§ **Data block**
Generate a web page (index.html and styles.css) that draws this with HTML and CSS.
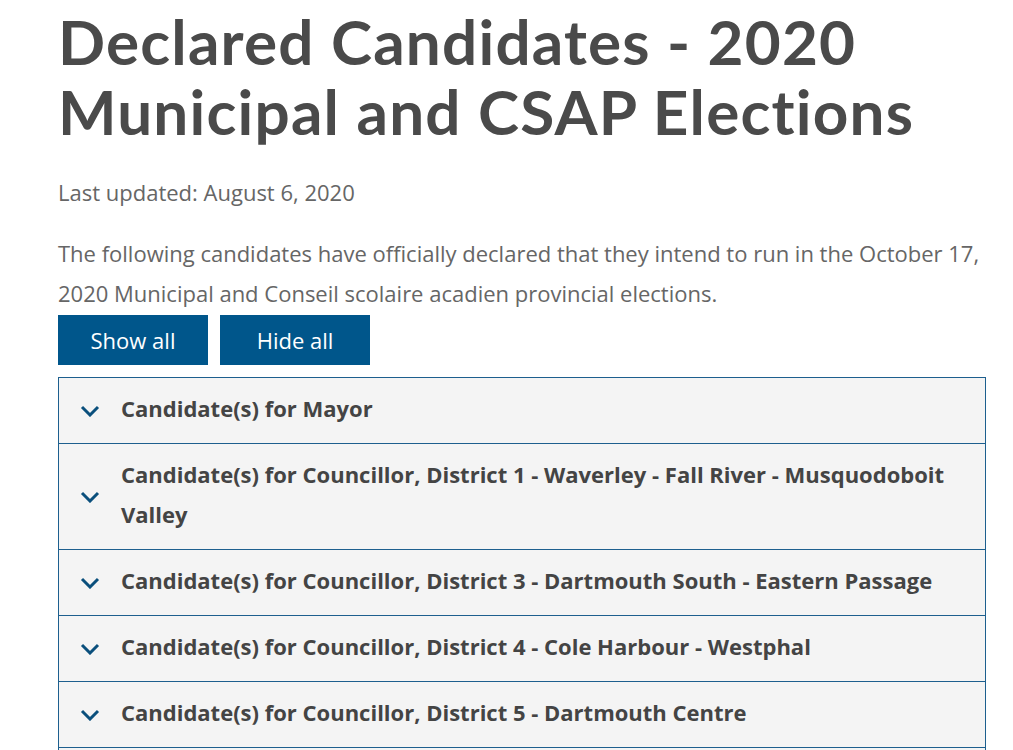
FILE: index.html
```html
<!DOCTYPE html>
<html lang="en">
<head>
<meta charset="utf-8">
<title>Declared Candidates - 2020 Municipal and CSAP Elections</title>
<link rel="stylesheet" href="styles.css">
</head>
<body>
<main class="page">
  <h1 class="title">Declared Candidates - 2020 Municipal and CSAP Elections</h1>
  <p class="updated">Last updated: August 6, 2020</p>
  <p class="intro">The following candidates have officially declared that they intend to run in the October 17, 2020 Municipal and Conseil scolaire acadien provincial elections.</p>
  <div class="controls">
    <button class="btn">Show all</button>
    <button class="btn">Hide all</button>
  </div>
  <div class="accordion">
    <div class="item"><svg class="chev" viewBox="0 0 20 12" width="20" height="12"><path d="M2 2 L10 10 L18 2" fill="none" stroke="currentColor" stroke-width="3"/></svg><span class="label">Candidate(s) for Mayor</span></div>
    <div class="item"><svg class="chev" viewBox="0 0 20 12" width="20" height="12"><path d="M2 2 L10 10 L18 2" fill="none" stroke="currentColor" stroke-width="3"/></svg><span class="label">Candidate(s) for Councillor, District 1 - Waverley - Fall River - Musquodoboit Valley</span></div>
    <div class="item"><svg class="chev" viewBox="0 0 20 12" width="20" height="12"><path d="M2 2 L10 10 L18 2" fill="none" stroke="currentColor" stroke-width="3"/></svg><span class="label">Candidate(s) for Councillor, District 3 - Dartmouth South - Eastern Passage</span></div>
    <div class="item"><svg class="chev" viewBox="0 0 20 12" width="20" height="12"><path d="M2 2 L10 10 L18 2" fill="none" stroke="currentColor" stroke-width="3"/></svg><span class="label">Candidate(s) for Councillor, District 4 - Cole Harbour - Westphal</span></div>
    <div class="item"><svg class="chev" viewBox="0 0 20 12" width="20" height="12"><path d="M2 2 L10 10 L18 2" fill="none" stroke="currentColor" stroke-width="3"/></svg><span class="label">Candidate(s) for Councillor, District 5 - Dartmouth Centre</span></div>
    <div class="item"><svg class="chev" viewBox="0 0 20 12" width="20" height="12"><path d="M2 2 L10 10 L18 2" fill="none" stroke="currentColor" stroke-width="3"/></svg><span class="label">Candidate(s) for Councillor, District 6 - Harbourview - Burnside - Dartmouth East</span></div>
  </div>
</main>
</body>
</html>
```
FILE: styles.css
```css
html, body {
  margin: 0;
  padding: 0;
  background: #ffffff;
}
body {
  font-family: "Open Sans", sans-serif;
  color: #666666;
}
.page {
  padding: 0 27px 0 58px;
  width: 928px;
}
.title {
  margin: 6px 0 0 0;
  font-family: "Lato", sans-serif;
  font-weight: 700;
  font-size: 62px;
  line-height: 70px;
  color: #4a4a4a;
  letter-spacing: 1.2px;
}
.updated {
  margin: 26px 0 0 0;
  font-size: 22px;
  line-height: 40px;
  color: #666666;
}
.intro {
  margin: 21px 0 0 0;
  font-size: 22px;
  line-height: 40px;
  color: #666666;
}
.controls {
  display: flex;
  gap: 12px;
  margin-top: 2px;
}
.btn {
  width: 150px;
  height: 50px;
  border: 0;
  background: #00568b;
  color: #ffffff;
  font-family: "Open Sans", sans-serif;
  font-size: 22px;
  padding: 0;
}
.accordion {
  margin-top: 12px;
  border: 1px solid #1d5f8e;
  border-bottom: 0;
}
.item {
  display: flex;
  align-items: center;
  background: #f4f4f4;
  border-bottom: 1px solid #1d5f8e;
  padding: 10px 20px 15px 21px;
}
.chev {
  flex: none;
  color: #0a4f7c;
  margin-right: 21px;
  margin-top: 5px;
}
.label {
  font-family: "Open Sans", sans-serif;
  font-weight: 700;
  font-size: 22px;
  line-height: 40px;
  color: #444444;
}
```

§ **Stated exercise**
Images in the data above are to be skipped. Retype all other material exactly.

§ **Written answer**
Generate a web page (index.html and styles.css) that draws this with HTML and CSS.
FILE: index.html
```html
<!DOCTYPE html>
<html lang="en">
<head>
<meta charset="utf-8">
<title>Declared Candidates - 2020 Municipal and CSAP Elections</title>
<link rel="stylesheet" href="styles.css">
</head>
<body>
<main class="page">
  <h1 class="title">Declared Candidates - 2020 Municipal and CSAP Elections</h1>
  <p class="updated">Last updated: August 6, 2020</p>
  <p class="intro">The following candidates have officially declared that they intend to run in the October 17, 2020 Municipal and Conseil scolaire acadien provincial elections.</p>
  <div class="controls">
    <button class="btn">Show all</button>
    <button class="btn">Hide all</button>
  </div>
  <div class="accordion">
    <div class="item"><svg class="chev" viewBox="0 0 20 12" width="20" height="12"><path d="M2 2 L10 10 L18 2" fill="none" stroke="currentColor" stroke-width="3"/></svg><span class="label">Candidate(s) for Mayor</span></div>
    <div class="item"><svg class="chev" viewBox="0 0 20 12" width="20" height="12"><path d="M2 2 L10 10 L18 2" fill="none" stroke="currentColor" stroke-width="3"/></svg><span class="label">Candidate(s) for Councillor, District 1 - Waverley - Fall River - Musquodoboit Valley</span></div>
    <div class="item"><svg class="chev" viewBox="0 0 20 12" width="20" height="12"><path d="M2 2 L10 10 L18 2" fill="none" stroke="currentColor" stroke-width="3"/></svg><span class="label">Candidate(s) for Councillor, District 3 - Dartmouth South - Eastern Passage</span></div>
    <div class="item"><svg class="chev" viewBox="0 0 20 12" width="20" height="12"><path d="M2 2 L10 10 L18 2" fill="none" stroke="currentColor" stroke-width="3"/></svg><span class="label">Candidate(s) for Councillor, District 4 - Cole Harbour - Westphal</span></div>
    <div class="item"><svg class="chev" viewBox="0 0 20 12" width="20" height="12"><path d="M2 2 L10 10 L18 2" fill="none" stroke="currentColor" stroke-width="3"/></svg><span class="label">Candidate(s) for Councillor, District 5 - Dartmouth Centre</span></div>
    <div class="item"><svg class="chev" viewBox="0 0 20 12" width="20" height="12"><path d="M2 2 L10 10 L18 2" fill="none" stroke="currentColor" stroke-width="3"/></svg><span class="label">Candidate(s) for Councillor, District 6 - Harbourview - Burnside - Dartmouth East</span></div>
  </div>
</main>
</body>
</html>
```
FILE: styles.css
```css
html, body {
  margin: 0;
  padding: 0;
  background: #ffffff;
}
body {
  font-family: "Open Sans", sans-serif;
  color: #666666;
}
.page {
  padding: 0 27px 0 58px;
  width: 928px;
}
.title {
  margin: 6px 0 0 0;
  font-family: "Lato", sans-serif;
  font-weight: 700;
  font-size: 62px;
  line-height: 70px;
  color: #4a4a4a;
  letter-spacing: 1.2px;
}
.updated {
  margin: 26px 0 0 0;
  font-size: 22px;
  line-height: 40px;
  color: #666666;
}
.intro {
  margin: 21px 0 0 0;
  font-size: 22px;
  line-height: 40px;
  color: #666666;
}
.controls {
  display: flex;
  gap: 12px;
  margin-top: 2px;
}
.btn {
  width: 150px;
  height: 50px;
  border: 0;
  background: #00568b;
  color: #ffffff;
  font-family: "Open Sans", sans-serif;
  font-size: 22px;
  padding: 0;
}
.accordion {
  margin-top: 12px;
  border: 1px solid #1d5f8e;
  border-bottom: 0;
}
.item {
  display: flex;
  align-items: center;
  background: #f4f4f4;
  border-bottom: 1px solid #1d5f8e;
  padding: 10px 20px 15px 21px;
}
.chev {
  flex: none;
  color: #0a4f7c;
  margin-right: 21px;
  margin-top: 5px;
}
.label {
  font-family: "Open Sans", sans-serif;
  font-weight: 700;
  font-size: 22px;
  line-height: 40px;
  color: #444444;
}
```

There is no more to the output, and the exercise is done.